May our Leaders Govern with Justice & Compassion

Psalm 72 is a prayer for the king, and it is a prayer for justice and compassion within the nation.  Psalm 72 is a prayer for the leader of the nation to govern the nation with justice and compassion.  It begins: “Give the king your justice, O God, and your righteousness to a king’s son.  May he judge your people with righteousness, and your poor with justice.  May the mountains yield prosperity for the people, and the hills, in righteousness.  May he defend the cause of the poor of the people, give deliverance to the needy, and crush the oppressor.” 

Verses 12-14 add, “For he delivers the needy when they call, the poor and those who have no helper.  He has pity on the weak and the needy, and saves the lives of the needy.  From oppression and violence he redeems their life; and precious is their blood in his sight.”

There is no question in this psalm that the leader of a nation only leads the nation well when he or she governs with integrity while pursuing justice and compassion for all the people of the land (“liberty and justice for all”).

Commentating on this psalm, Kenneth Way remarks, “The Davidic king must express godly character through social justice.  He is commissioned here to defend the poor, deliver the needy, and crush the oppressor; to have pity on the weak and needy; and to value life/blood and redeem people from oppression and violence.  All of these royal responsibilities are expressions of God’s values.  This is what God’s justice looks like.  God cares about the poor and the oppressed, and so should the king…. The point is that we also should care about such things.  Just as Israel’s king was to embody God’s values in order to promote human flourishing, so we all as God’s royal images should embody God’s values.  Social justice is what the Torah is all about!  At least half of the laws in the Pentateuch are about the gritty details of social justice.  At least half of the commandments in the Decalogue [the Ten Commandments] are about loving one’s neighbor.  Both Jesus and the Apostle Paul made this point crystal clear: loving our neighbor is one of the ways they speak of fulfilling God’s whole law.”

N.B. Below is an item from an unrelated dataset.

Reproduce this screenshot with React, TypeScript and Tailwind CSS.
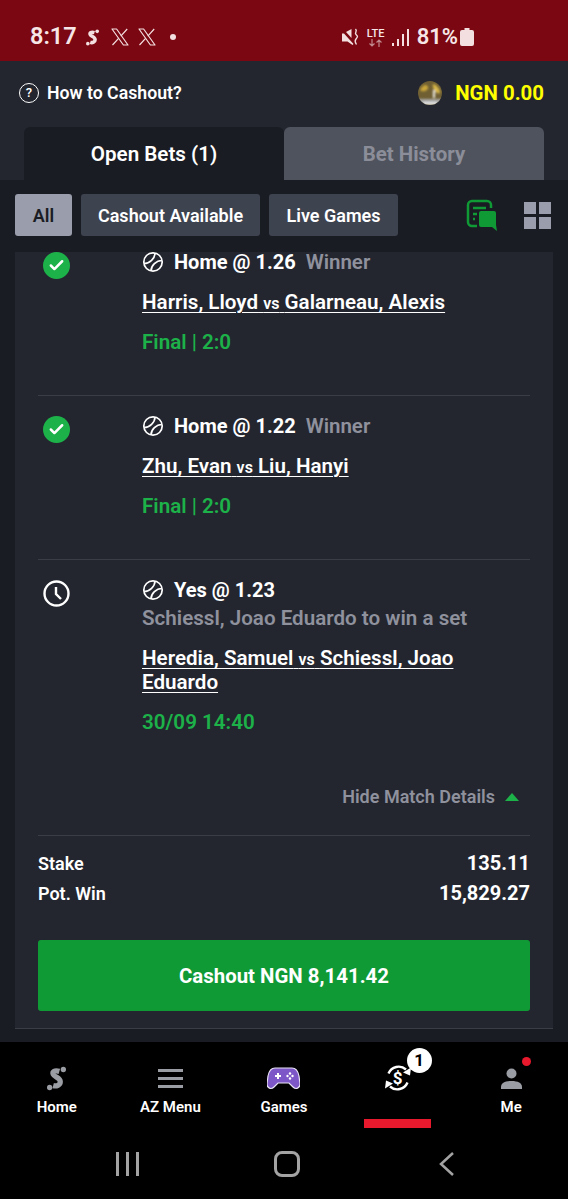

One of the aspects of this psalm that I find particularly fascinating is how the psalmist weaves together on the one hand the call to the leader of the nation to govern with justice and compassion and on the other hand the hope for bountiful crops.  Verse 3 prays, “May the mountains yield prosperity for the people, and the hills, in righteousness.”  And verse 16 prays, “May there be abundance of grain in the land; may it wave on the tops of the mountains; may its fruit be like Lebanon; and may people blossom in the cities like the grass of the field.” 

In an article entitled “Bread for the World: Toward an Agrarian Reading of the Psalter,” J. Clinton McCann explains, “When justice and righteousness are done, the result is shalom.  In verse 3, ‘the mountains bear shalom’ [McCann’s translation].  Why the mountains?  Because it was the hill country where Israelite farmers grew their food.  It was the monarchy’s responsibility to create a legal system (justice) and a web of social relationships (righteousness) that would protect small farmers and their land, precisely so that ‘the mountains bear shalom’—that is, food.”

May we join with the psalmist in praying for the leaders of our nation, and may we pray for justice and compassion…and for abundant crops and for human flourishing…to fill our land.